GameDay: AF native Knox piloting Brophy toward another state championship opportunity
Chase Knox

Being a sophomore starting quarterback at Phoenix Brophy Prep has worked well before, so why not this time around?

Ahwatukee Foothills native Chase Knox, who rose to local fame as a member of the “Dawgs,” helping put Ahwatukee Foothills on the map at the 2006 Little League World Series, has thrown for 1,254 yards and 12 touchdowns this season for the Broncos, who visit Thunder Stadium to face Desert Vista in a Fiesta Region tilt Friday at 7 p.m.

Most importantly, however, Knox has steered the Brophy ship to a 6-2 record, and helped the Broncos prove they could hang with the best of the best, losing only to last year’s Class 5A-I and 5A-II champions (Peoria Centennial and Chandler Hamilton).

Up with the varsity team for a good chunk of last season as a freshman, Knox cut his teeth working as the scout team quarterback against one of the top defenses in the state.

Brophy coach Scooter Molander said facing that defense every day put Knox in a position to succeed despite being an underclassman.

“Doing that everyday, that helped me get the speed of the game down.
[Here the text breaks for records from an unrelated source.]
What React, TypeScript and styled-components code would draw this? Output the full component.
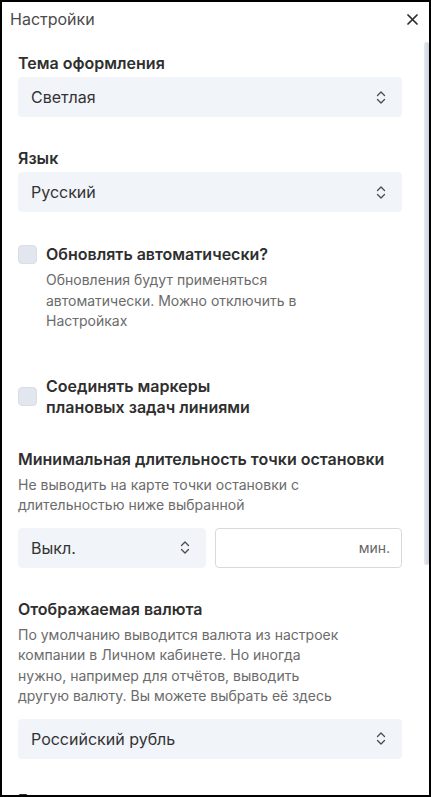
import React, { useState } from 'react';
import styled, { createGlobalStyle } from 'styled-components';

const GlobalStyle = createGlobalStyle`
  html, body {
    margin: 0;
    padding: 0;
    background: #ffffff;
  }
  * {
    box-sizing: border-box;
  }
  body {
    font-family: Inter, "Noto Sans", "Liberation Sans", sans-serif;
  }
`;

const Panel = styled.div`
  width: 431px;
  height: 797px;
  border: 2px solid #000;
  background: #fff;
  display: flex;
  flex-direction: column;
  overflow: hidden;
`;

const Header = styled.header`
  height: 38px;
  flex-shrink: 0;
  display: flex;
  align-items: center;
  justify-content: space-between;
  padding: 0 11px 4px 8px;
`;

const Title = styled.h1`
  margin: 0;
  font-size: 16px;
  font-weight: 400;
  color: #4b4b4b;
  line-height: 22px;
`;

const CloseButton = styled.button`
  background: none;
  border: none;
  padding: 0;
  width: 11px;
  height: 11px;
  display: flex;
  align-items: center;
  justify-content: center;
  cursor: pointer;
`;

const Main = styled.div`
  flex: 1;
  min-height: 0;
  display: flex;
`;

const Body = styled.div`
  flex: 1;
  overflow: hidden;
  padding: 13px 21px 90px 16px;
`;

// custom scroll rail (thumb at top, content is scrolled to the start)
const Rail = styled.div`
  width: 6px;
  flex-shrink: 0;
  padding: 2px 0 0 1px;
`;

const Thumb = styled.div`
  height: 523px;
  border-radius: 3px;
  background: linear-gradient(to right, #e6eaf0, #c9d2de);
`;

const Section = styled.section<{ $gap?: number }>`
  display: flex;
  flex-direction: column;
  margin-bottom: ${p => p.$gap ?? 31}px;
`;

const Label = styled.div`
  font-size: 16px;
  font-weight: 600;
  line-height: 20px;
  color: #2f2f2f;
  margin-bottom: 4px;
`;

const Hint = styled.p<{ $width?: number; $top?: number }>`
  margin: ${p => p.$top ?? 2}px 0 0;
  font-size: 14px;
  line-height: 20.5px;
  color: #6b6b6b;
  max-width: ${p => p.$width ?? 325}px;
`;

const SelectBox = styled.div`
  height: 40px;
  border-radius: 4px;
  background: #f1f4f9;
  display: flex;
  align-items: center;
  justify-content: space-between;
  padding: 0 16px 0 13px;
  font-size: 16px;
  color: #333;
  cursor: pointer;
`;

const FieldRow = styled.div<{ $cols?: number }>`
  display: grid;
  grid-template-columns: repeat(${p => p.$cols ?? 2}, 1fr);
  gap: 9px;
  margin-top: 12px;
`;

const UnitInput = styled.div`
  height: 40px;
  border: 1px solid #d6d9de;
  border-radius: 4px;
  display: flex;
  align-items: center;
  justify-content: flex-end;
  padding: 0 11px;
  font-size: 14px;
  color: #666;
`;

const CheckRow = styled.label<{ $align?: string }>`
  display: flex;
  align-items: ${p => p.$align ?? 'flex-start'};
  gap: 9px;
  cursor: pointer;
`;

const Box = styled.span<{ $top?: number }>`
  width: 19px;
  height: 19px;
  flex-shrink: 0;
  border-radius: 4px;
  background: #e2e7ef;
  border: 1px solid #d9dfe8;
  margin-top: ${p => p.$top ?? 0}px;
`;

const CheckText = styled.div`
  display: flex;
  flex-direction: column;
`;

const CheckTitle = styled.div<{ $width?: number }>`
  font-size: 16px;
  font-weight: 600;
  line-height: 21px;
  color: #2f2f2f;
  max-width: ${p => (p.$width ? `${p.$width}px` : 'none')};
`;

const Chevrons = () => (
  <svg width="10" height="15" viewBox="0 0 10 15" fill="none">
    <path d="M1.5 5.5 L5 2 L8.5 5.5" stroke="#4a4a4a" strokeWidth="1.3" strokeLinecap="round" strokeLinejoin="round" />
    <path d="M1.5 9.5 L5 13 L8.5 9.5" stroke="#4a4a4a" strokeWidth="1.3" strokeLinecap="round" strokeLinejoin="round" />
  </svg>
);

const Select = ({ value }: { value: string }) => (
  <SelectBox>
    <span>{value}</span>
    <Chevrons />
  </SelectBox>
);

export default function App() {
  const [autoUpdate] = useState(false);

  return (
    <>
      <GlobalStyle />
      <Panel>
        <Header>
          <Title>Настройки</Title>
          <CloseButton aria-label="Закрыть">
            <svg width="11" height="11" viewBox="0 0 11 11">
              <path d="M1 1 L10 10 M10 1 L1 10" stroke="#2b2b2b" strokeWidth="1.7" strokeLinecap="round" />
            </svg>
          </CloseButton>
        </Header>

        <Main>
          <Body>
            <Section>
              <Label>Тема оформления</Label>
              <Select value="Светлая" />
            </Section>

            <Section $gap={32}>
              <Label>Язык</Label>
              <Select value="Русский" />
            </Section>

            <Section $gap={44}>
              <CheckRow>
                <Box $top={1} data-checked={autoUpdate} />
                <CheckText>
                  <CheckTitle>Обновлять автоматически?</CheckTitle>
                  <Hint $width={280} $top={5}>
                    Обновления будут применяться автоматически. Можно отключить в Настройках
                  </Hint>
                </CheckText>
              </CheckRow>
            </Section>

            <Section>
              <CheckRow $align="center">
                <Box />
                <CheckText>
                  <CheckTitle $width={220}>Соединять маркеры плановых задач линиями</CheckTitle>
                </CheckText>
              </CheckRow>
            </Section>

            <Section>
              <Label>Минимальная длительность точки остановки</Label>
              <Hint>Не выводить на карте точки остановки с длительностью ниже выбранной</Hint>
              <FieldRow>
                <Select value="Выкл." />
                <UnitInput>мин.</UnitInput>
              </FieldRow>
            </Section>

            <Section>
              <Label>Отображаемая валюта</Label>
              <Hint>
                По умолчанию выводится валюта из настроек компании в Личном кабинете. Но иногда
                нужно, например для отчётов, выводить другую валюту. Вы можете выбрать её здесь
              </Hint>
              <FieldRow $cols={1}>
                <Select value="Российский рубль" />
              </FieldRow>
            </Section>

            <Section>
              <Label>Единицы измерения</Label>
              <Select value="Километры" />
            </Section>
          </Body>
          <Rail>
            <Thumb />
          </Rail>
        </Main>
      </Panel>
    </>
  );
}
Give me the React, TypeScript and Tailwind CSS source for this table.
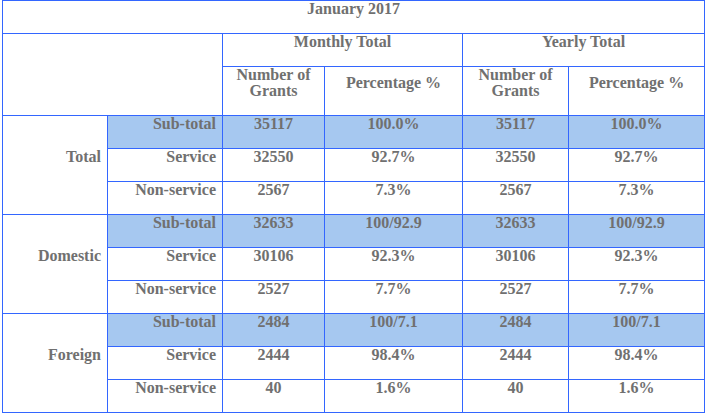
export default function App() {
  const groups = [
    {
      label: "Total",
      rows: [
        ["Sub-total", "35117", "100.0%", "35117", "100.0%"],
        ["Service", "32550", "92.7%", "32550", "92.7%"],
        ["Non-service", "2567", "7.3%", "2567", "7.3%"],
      ],
    },
    {
      label: "Domestic",
      rows: [
        ["Sub-total", "32633", "100/92.9", "32633", "100/92.9"],
        ["Service", "30106", "92.3%", "30106", "92.3%"],
        ["Non-service", "2527", "7.7%", "2527", "7.7%"],
      ],
    },
    {
      label: "Foreign",
      rows: [
        ["Sub-total", "2484", "100/7.1", "2484", "100/7.1"],
        ["Service", "2444", "98.4%", "2444", "98.4%"],
        ["Non-service", "40", "1.6%", "40", "1.6%"],
      ],
    },
  ];

  const cell = "border border-[#3366ff] pt-0 pb-4 px-[6px] align-middle";

  return (
    <div className="bg-white w-[707px] h-[414px] pl-[2px] [font-family:'Liberation_Serif','Times_New_Roman',serif] font-bold text-[16px] leading-[16px] text-[#707070]">
      <table className="border-collapse table-fixed w-[702px]">
        <colgroup>
          <col className="w-[105px]" />
          <col className="w-[115px]" />
          <col className="w-[102px]" />
          <col className="w-[138px]" />
          <col className="w-[106px]" />
          <col className="w-[136px]" />
        </colgroup>
        <thead>
          <tr>
            <th colSpan={6} className={`${cell} text-center font-bold`}>
              January 2017
            </th>
          </tr>
          <tr>
            <th colSpan={2} rowSpan={2} className={cell}></th>
            <th colSpan={2} className={`${cell} text-center font-bold`}>
              Monthly Total
            </th>
            <th colSpan={2} className={`${cell} text-center font-bold`}>
              Yearly Total
            </th>
          </tr>
          <tr>
            <th className={`${cell} text-center font-bold`}>
              Number of
              <br />
              Grants
            </th>
            <th className={`${cell} text-center font-bold`}>Percentage %</th>
            <th className={`${cell} text-center font-bold`}>
              Number of
              <br />
              Grants
            </th>
            <th className={`${cell} text-center font-bold`}>Percentage %</th>
          </tr>
        </thead>
        <tbody>
          {groups.map((g) =>
            g.rows.map((r, i) => {
              const sub = i === 0;
              const bg = sub ? "bg-[#a6c8f0]" : "";
              return (
                <tr key={g.label + r[0]}>
                  {i === 0 && (
                    <td rowSpan={3} className={`${cell} text-right`}>
                      {g.label}
                    </td>
                  )}
                  <td className={`${cell} ${bg} text-right`}>{r[0]}</td>
                  <td className={`${cell} ${bg} text-center`}>{r[1]}</td>
                  <td className={`${cell} ${bg} text-center`}>{r[2]}</td>
                  <td className={`${cell} ${bg} text-center`}>{r[3]}</td>
                  <td className={`${cell} ${bg} text-center`}>{r[4]}</td>
                </tr>
              );
            })
          )}
        </tbody>
      </table>
    </div>
  );
}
Last year to this year I’ve already felt a lot of improvement,” said Knox, who added that he and his parents chose Brophy despite living close to Desert Vista because of its religious ties, on top of being a strong academic school.
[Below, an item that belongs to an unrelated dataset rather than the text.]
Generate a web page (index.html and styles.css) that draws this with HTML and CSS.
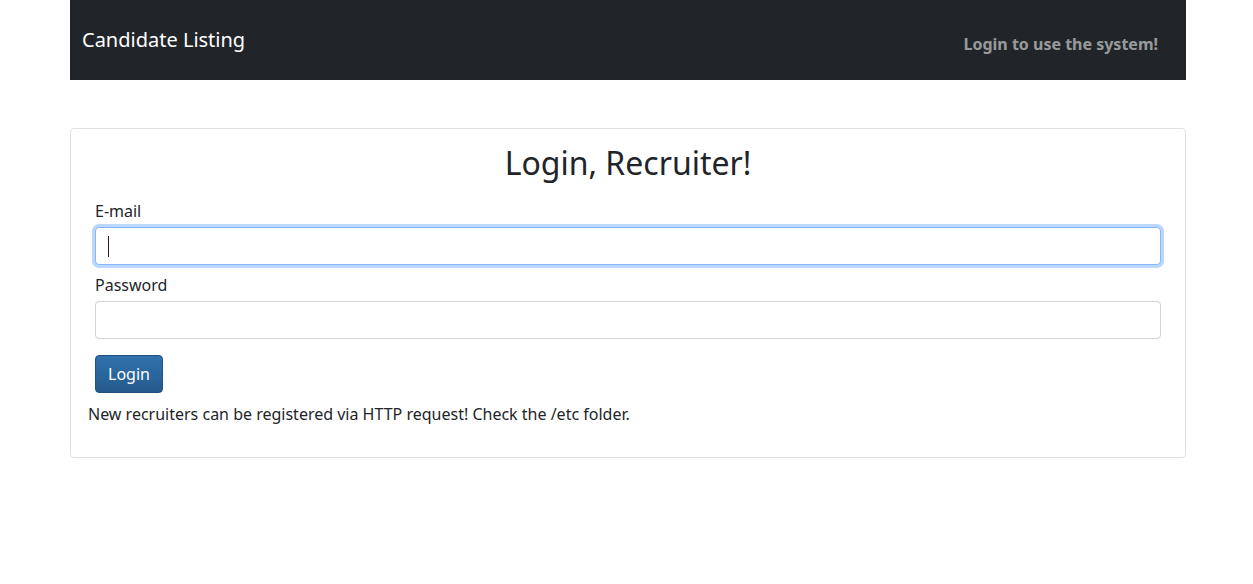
FILE: index.html
```html
<!DOCTYPE html>
<html lang="en">
<head>
<meta charset="utf-8">
<title>Candidate Listing</title>
<link rel="stylesheet" href="styles.css">
</head>
<body>
<div class="container">
  <nav class="navbar">
    <a class="brand" href="#">Candidate Listing</a>
    <span class="nav-note">Login to use the system!</span>
  </nav>
  <main class="card">
    <h1 class="title">Login, Recruiter!</h1>
    <form class="login-form">
      <label class="form-label" for="email">E-mail</label>
      <div class="field">
        <input id="email" class="form-control is-focused" type="email" autofocus>
        <span class="caret"></span>
      </div>
      <label class="form-label" for="password">Password</label>
      <div class="field">
        <input id="password" class="form-control" type="password">
      </div>
      <button class="btn" type="button">Login</button>
    </form>
    <p class="note">New recruiters can be registered via HTTP request! Check the /etc folder.</p>
  </main>
</div>
</body>
</html>
```

FILE: styles.css
```css
* { box-sizing: border-box; }
html, body { margin: 0; padding: 0; background: #fff; }
body {
  font-family: "Noto Sans", "Open Sans", sans-serif;
  font-size: 16px;
  line-height: 1.5;
  color: #212529;
}
.container {
  width: 1116px;
  margin: 0 0 0 70px;
}
.navbar {
  height: 80px;
  background: #212529;
  display: flex;
  align-items: center;
  justify-content: space-between;
  padding: 0 28px 0 12px;
}
.brand {
  color: #fff;
  font-size: 20px;
  text-decoration: none;
  margin-top: -1px;
}
.nav-note {
  color: rgba(255,255,255,0.55);
  font-weight: 700;
  margin-top: 8px;
}
.card {
  margin-top: 48px;
  border: 1px solid #dee2e6;
  border-radius: 4px;
  height: 330px;
  padding: 13px 16px 16px 16px;
}
.title {
  margin: 0 0 15px;
  font-size: 32px;
  font-weight: 400;
  line-height: 42px;
  text-align: center;
}
.login-form {
  padding: 0 8px;
  display: flex;
  flex-direction: column;
  align-items: flex-start;
}
.form-label {
  display: block;
  line-height: 24px;
  margin-bottom: 4px;
}
.field {
  position: relative;
  width: 100%;
  margin-bottom: 8px;
}
.form-control {
  display: block;
  width: 100%;
  height: 38px;
  border: 1px solid #ced4da;
  border-radius: 4px;
  padding: 6px 12px;
  font: inherit;
  color: #212529;
  background: #fff;
  outline: none;
}
.form-control.is-focused {
  border-color: #86b7fe;
  box-shadow: 0 0 0 3px rgba(13,110,253,0.28);
  caret-color: transparent;
}
.caret {
  position: absolute;
  left: 13px;
  top: 9px;
  width: 1px;
  height: 21px;
  background: #212529;
}
.btn {
  margin-top: 8px;
  height: 38px;
  padding: 0 12px;
  font: inherit;
  color: #fff;
  background: linear-gradient(#3072ad, #245a8d);
  border: 1px solid #1e4f7e;
  border-radius: 4px;
  cursor: pointer;
}
.note {
  margin: 9px 0 0;
  padding-left: 1px;
}
```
Molander won’t pencil Knox in as the be-all, end-all starter for the next three seasons, but said that as Knox develops and matures, there’s no reason he won’t end up a three-year starter, and a successful one at that. Just two years, ago, the Broncos graduated Scottsdale-native Bryan Berens, a three-year starter in his own right who helped lead the program to state championships as a sophomore and a junior – the proud program’s first and only football titles.

Molander said that kind of success is part of the reason that he’s not looking until next year with Knox and the Broncos.

“The future is now. What I mean by that, the seniors that are seniors, that’s their last opportunity, even if a sophomore has two more years,” Molander said. “So at every position guys need to understand it and do their job, Chase has been doing that.”